Friday, May 23, 2008

Drivers of competition among healthcare services

To be attractive to a venture capital investor, a healthcare service company should fulfil a compelling need with a novel service model (i.e. meeting an existing market need in a new way). It needs to have convincing strategies for customer adoption and sustainable business models that offer significant value to physicians, hospitals, patients, suppliers, or payers.


We have been seeing quite a lot of healthcare services in the last months, and after long discussions with all entrepreneurs, it came to my mind that the three issues that usually draw all the attention are demand, operative margin and the capital intensiveness of the investment at hand.


The more “proved” demand is, the better. Some healthcare services are willing to bring a new service to the marketplace, and sometimes demand is highly controversial, particularly in Europe, where citizens are used to have healthcare for free (obviously, this is not true, we don’t have our healthcare for free, we pay taxes for it, but somewhat we give a large amount of our money each year to those who manage our healthcare, to governments, to insurance companies, hospitals, etc. without holding them accountable for efficiency or quality). Any pilot test to prove demand right is highly appreciated by investors.
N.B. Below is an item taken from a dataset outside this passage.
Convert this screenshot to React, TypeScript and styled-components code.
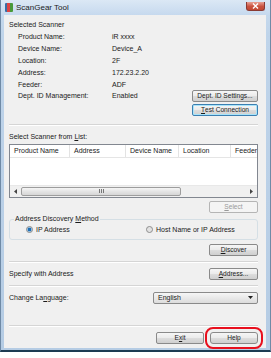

Operating margin is a very important issue as well. It is important to see if the business model wants to make a lot of money from a few users, or a few money from a lot of users. As demand is uncertain, a high operating margin model is usually pursued.


Finally, the capital intensiveness of the project is critical, especially if the money needs to be allocated to marketing or brand generation. In case of failure, this "marketing" money has no salvage value, it cannot be recovered easily (it is not invested in something tangible, that could be sold by “pieces”) so it usually scares investors away.